Information supplied:
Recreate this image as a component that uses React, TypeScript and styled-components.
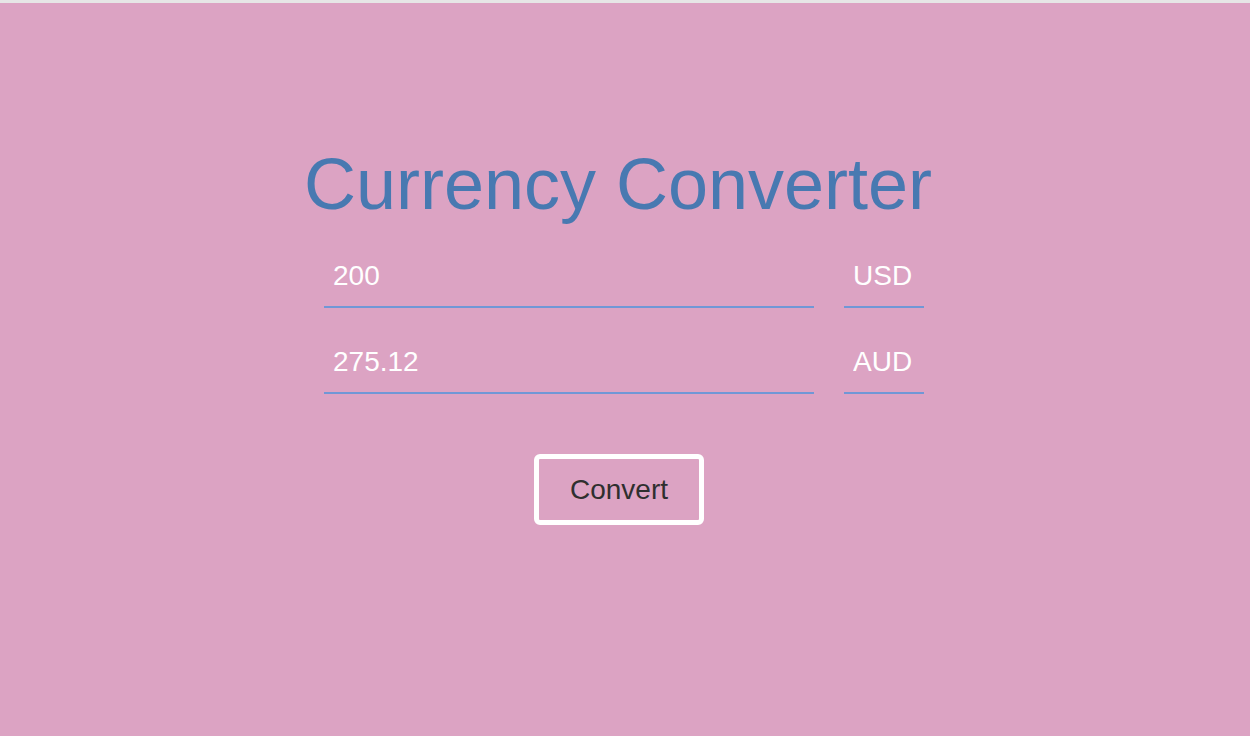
import React from 'react'
import styled, { createGlobalStyle } from 'styled-components'

const GlobalStyle = createGlobalStyle`
  html, body {
    margin: 0;
    padding: 0;
    background: #dca3c3;
  }
  body {
    border-top: 3px solid #e6e6e6;
    font-family: "Liberation Sans", Arial, Helvetica, sans-serif;
  }
`

const Page = styled.main`
  min-height: 733px;
  padding: 145px 2px 0 0;
  box-sizing: border-box;
`

const Converter = styled.div`
  width: 600px;
  margin: 0 auto;
  display: flex;
  flex-direction: column;
  align-items: center;
`

const Title = styled.h1`
  margin: 0 0 32px;
  padding-right: 12px;
  font-size: 72px;
  line-height: 1;
  font-weight: normal;
  color: #4879b1;
  white-space: nowrap;
`

const Row = styled.div`
  display: flex;
  gap: 30px;
  width: 100%;
  margin-bottom: 30px;
`

const Field = styled.input<{ $width: number }>`
  width: ${p => p.$width}px;
  height: 56px;
  box-sizing: border-box;
  padding: 0 9px 6px;
  border: none;
  border-bottom: 2px solid #7097d6;
  background: transparent;
  color: #fff;
  font-family: inherit;
  font-size: 28px;
  outline: none;
`

const ConvertButton = styled.button`
  margin-top: 30px;
  margin-right: 10px;
  width: 170px;
  height: 71px;
  box-sizing: border-box;
  border: 5px solid #fff;
  border-radius: 6px;
  background: transparent;
  color: #2f2f2f;
  font-family: inherit;
  font-size: 28px;
  cursor: pointer;
`

const rows = [
  { amount: '200', currency: 'USD' },
  { amount: '275.12', currency: 'AUD' },
]

export default function App() {
  return (
    <>
      <GlobalStyle />
      <Page>
        <Converter>
          <Title>Currency Converter</Title>
          {rows.map(r => (
            <Row key={r.currency}>
              <Field $width={490} defaultValue={r.amount} />
              <Field $width={80} defaultValue={r.currency} />
            </Row>
          ))}
          <ConvertButton>Convert</ConvertButton>
        </Converter>
      </Page>
    </>
  )
}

Written instruction:
Copy the listing word for word, excluding its pictures.

Reply to the task:
Recreate this image as a component that uses React, TypeScript and styled-components.
import React from 'react'
import styled, { createGlobalStyle } from 'styled-components'

const GlobalStyle = createGlobalStyle`
  html, body {
    margin: 0;
    padding: 0;
    background: #dca3c3;
  }
  body {
    border-top: 3px solid #e6e6e6;
    font-family: "Liberation Sans", Arial, Helvetica, sans-serif;
  }
`

const Page = styled.main`
  min-height: 733px;
  padding: 145px 2px 0 0;
  box-sizing: border-box;
`

const Converter = styled.div`
  width: 600px;
  margin: 0 auto;
  display: flex;
  flex-direction: column;
  align-items: center;
`

const Title = styled.h1`
  margin: 0 0 32px;
  padding-right: 12px;
  font-size: 72px;
  line-height: 1;
  font-weight: normal;
  color: #4879b1;
  white-space: nowrap;
`

const Row = styled.div`
  display: flex;
  gap: 30px;
  width: 100%;
  margin-bottom: 30px;
`

const Field = styled.input<{ $width: number }>`
  width: ${p => p.$width}px;
  height: 56px;
  box-sizing: border-box;
  padding: 0 9px 6px;
  border: none;
  border-bottom: 2px solid #7097d6;
  background: transparent;
  color: #fff;
  font-family: inherit;
  font-size: 28px;
  outline: none;
`

const ConvertButton = styled.button`
  margin-top: 30px;
  margin-right: 10px;
  width: 170px;
  height: 71px;
  box-sizing: border-box;
  border: 5px solid #fff;
  border-radius: 6px;
  background: transparent;
  color: #2f2f2f;
  font-family: inherit;
  font-size: 28px;
  cursor: pointer;
`

const rows = [
  { amount: '200', currency: 'USD' },
  { amount: '275.12', currency: 'AUD' },
]

export default function App() {
  return (
    <>
      <GlobalStyle />
      <Page>
        <Converter>
          <Title>Currency Converter</Title>
          {rows.map(r => (
            <Row key={r.currency}>
              <Field $width={490} defaultValue={r.amount} />
              <Field $width={80} defaultValue={r.currency} />
            </Row>
          ))}
          <ConvertButton>Convert</ConvertButton>
        </Converter>
      </Page>
    </>
  )
}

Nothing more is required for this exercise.